Но Наум, войдя в квартиру, тут же объявил:
– Вы уже, конечно, оправились от смерти сына. Идет отвратительная война в Чечне – надо что-то делать.
Наум говорил о ночных бомбардировках, танковых колоннах, тысячах погибших людей – я плохо понимал то, что он говорит, но сразу попросить уйти, когда выяснилось, что это не о Тимоше, было неудобно, и я дослушал все до конца – ни за какими новостями я не следил и о ходе войны мало что знал. Даже пообещал Науму подумать.
– Я вам на днях позвоню, – сказал он, а я был очень рад, что Наум, наконец, ушел.
Но дня через три он действительно позвонил, предложил встретиться у самой важной для меня и самой любимой сотрудницы «Гласности» Лены Ознобкиной, и я не нашел предлога, чтобы отказаться. Лена была кандидатом философских наук и очень деятельным сотрудником Института философии, пытавшейся не без успеха в работах о немецкой философии XX века утвердить высокий уровень русской философской мысли, полулегально достигнутый в последние десятилетия советской власти. Но при этом именно на Лене держалась добрая половина работы по подготовке конференций «КГБ: вчера, сегодня, завтра». К работе над первой из них привлек тогда свою жену Гена Жаворонков. Теперь Лена была с ним разведена; не выдерживав его регулярных, в том числе как следствие наступившей демократии, пьянок, она тяжело болела, но с поразительным мужеством и любовью воспитывала и образовывала сына и не то что безотказно, а нагружая себя все больше и больше, делала то, что и здоровому мужчине было бы не под силу. К несчастью, именно начало работы над чеченским трибуналом стало концом работы Лены в фонде «Гласность».
Но когда мы встретились у Лены, в ответ на совершенно беспомощные предложения Наума о необходимости создать общественный комитет, провести обсуждение преступной войны и еще чего-то в этом роде, у меня уже был готовый проект.
Думаю, что именно эта работа и спасла меня тогда, полуслепого, незадолго перед тем (в августе) искалеченного и оставшегося в одиночестве – мама все-таки всегда жила отдельно. Впрочем, помогали уже не в первый раз остатки семейных коллекций. Культура является сутью свободы и опорой жизни. Рабство и гибель как в обществе, так и для каждого человека, начинаются с умирания культуры. Картины на стенах – живопись Ларионова и Боровиковского, Льва Жегина и Чекрыгина – рядом с семейными портретами помогали мне выжить, так же как когда-то в краснопресненской пересылке случайно услышанное по радио имя моего деда, профессора Сергея Павловича Шенберга. Культура и память в своей цельности настолько крупнее, бесконечнее каждого из нас, что любое к ним прикосновение дает человеку силы для выживания.
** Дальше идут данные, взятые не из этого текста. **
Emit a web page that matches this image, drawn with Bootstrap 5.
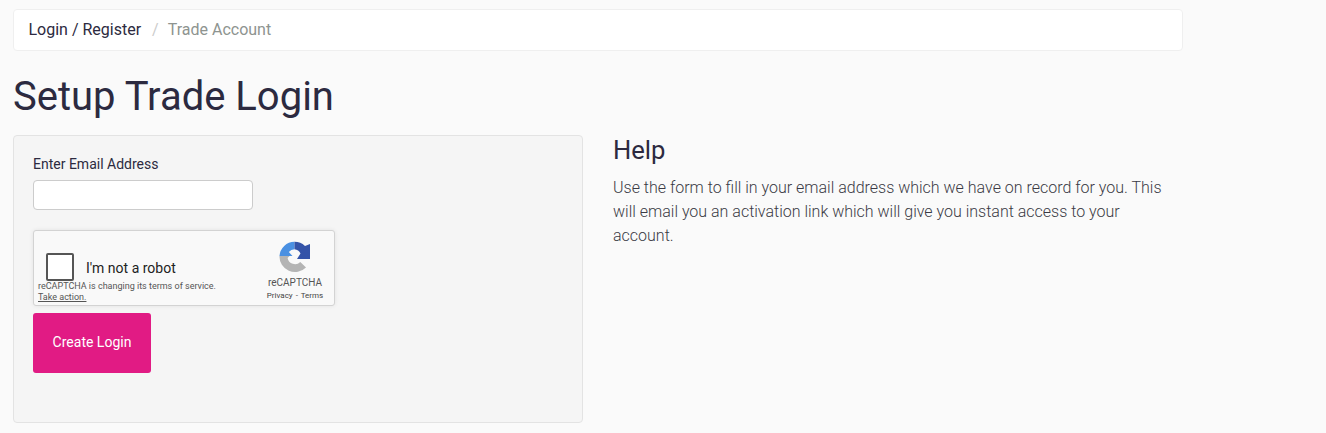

И теперь в квартире Лены на Старом Арбате я сказал, что Наум предлагает диссидентский междусобойчик, где все будут убеждать друг друга в том, что и без того каждому известно, а две-три газеты опубликуют гневную резолюцию, на которую никто не обратит внимания. Единственное, что могло бы иметь значение для власти – общенародный протест, но крупнейшие демократические организации России уничтожены. Без «Демократической России» и «Мемориала» демонстрации протеста собирают сто-двести человек, мнение которых для власти безразлично.
В этой кровавой бойне, затеянной Ельциным, нужно не обсуждение, а суд. Причем суд не российский, а международный. Сразу же было решено: общественное обсуждение проводить надо, но не для того, чтобы еще раз осудить войну, а для того, чтобы на максимально широком общественном и юридическом уровне принять решение о проведении Международного трибунала по преступлениям, совершенным в Чеченской республике. Сразу было решено, что обвиняемых должно быть немного: не солдаты и офицеры, убивавшие с обеих сторон во исполнение приказа, а президент, премьер-министр, министры обороны, возможно, и с одной и с другой стороны, и, может быть, несколько других должностных лиц (все это должно выяснить следствие), кто являются инициаторами, виновниками этой бойни.
Впервые в русской истории мы пытались создать прецедент пусть общественного, но осуждения руководства России (а может быть, и Чечни) за принятие преступных решений.
Наум, собственно говоря, пришел ко мне, поскольку он и депутат Думы Валериий Борщёв уже придумали некую Комиссию общественного расследования, но было совершенно очевидно, что никакими возможностями она не располагает.
Через три месяца, сперва как шестой юридический круглый стол по законодательству о спецслужбах с единственной темой «Война в Чечне. Международный трибунал» мы собрали, как общественных деятелей и депутатов Государственной Думы (Елену Боннэр, Борщёва, Грицаня, Кичихина и других), так и крупнейших юристов (Александра Ларина, Игоря Блищенко, Станислава Черниченко и др.) для обсуждения вопроса о проведении Международного трибунала.